**Requirement**
Pull every line containing "with" from the entries.

**Input for this task**
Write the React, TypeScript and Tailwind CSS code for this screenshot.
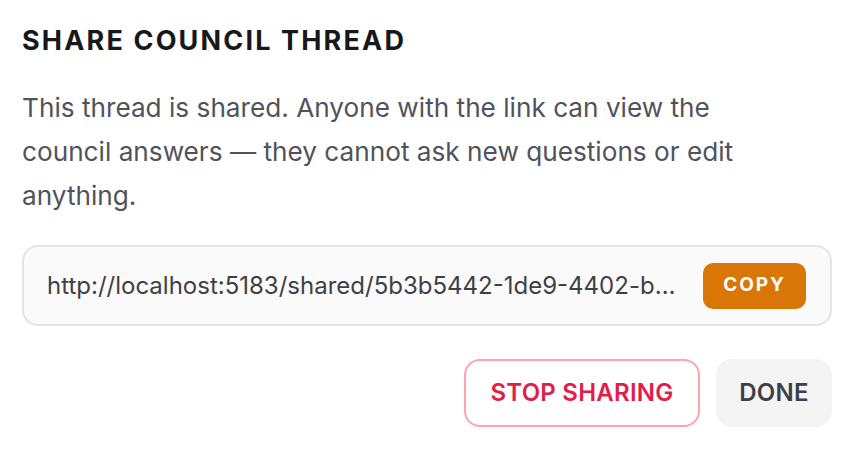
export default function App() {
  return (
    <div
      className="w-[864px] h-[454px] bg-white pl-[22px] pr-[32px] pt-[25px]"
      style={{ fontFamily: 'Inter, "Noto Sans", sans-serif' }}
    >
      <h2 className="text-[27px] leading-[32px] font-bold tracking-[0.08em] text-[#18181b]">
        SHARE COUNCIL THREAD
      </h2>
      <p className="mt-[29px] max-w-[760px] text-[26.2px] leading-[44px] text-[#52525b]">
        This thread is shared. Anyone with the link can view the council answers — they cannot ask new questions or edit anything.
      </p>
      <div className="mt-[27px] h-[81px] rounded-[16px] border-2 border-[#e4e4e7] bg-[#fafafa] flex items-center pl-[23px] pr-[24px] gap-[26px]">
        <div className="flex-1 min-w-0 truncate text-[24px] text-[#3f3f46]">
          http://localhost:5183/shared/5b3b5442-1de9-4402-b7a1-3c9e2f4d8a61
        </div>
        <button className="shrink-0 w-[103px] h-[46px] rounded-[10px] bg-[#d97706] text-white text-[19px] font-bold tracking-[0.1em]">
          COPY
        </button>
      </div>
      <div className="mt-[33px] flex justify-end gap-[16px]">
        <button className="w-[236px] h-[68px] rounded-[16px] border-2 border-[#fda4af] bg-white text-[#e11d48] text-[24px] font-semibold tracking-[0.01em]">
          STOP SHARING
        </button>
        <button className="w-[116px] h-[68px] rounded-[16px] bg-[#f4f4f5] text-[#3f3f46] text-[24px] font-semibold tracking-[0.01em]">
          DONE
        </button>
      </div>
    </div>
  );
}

* * *

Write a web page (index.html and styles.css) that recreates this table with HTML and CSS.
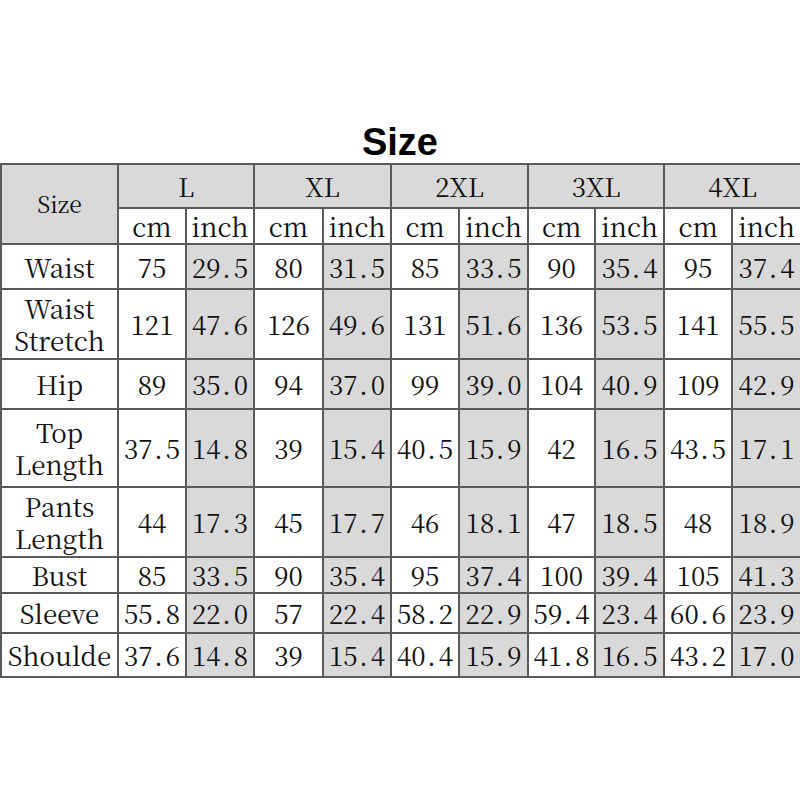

**Reply**
        This thread is shared. Anyone with the link can view the council answers — they cannot ask new questions or edit anything.
Write a web page (index.html and styles.css) that recreates this table with HTML and CSS.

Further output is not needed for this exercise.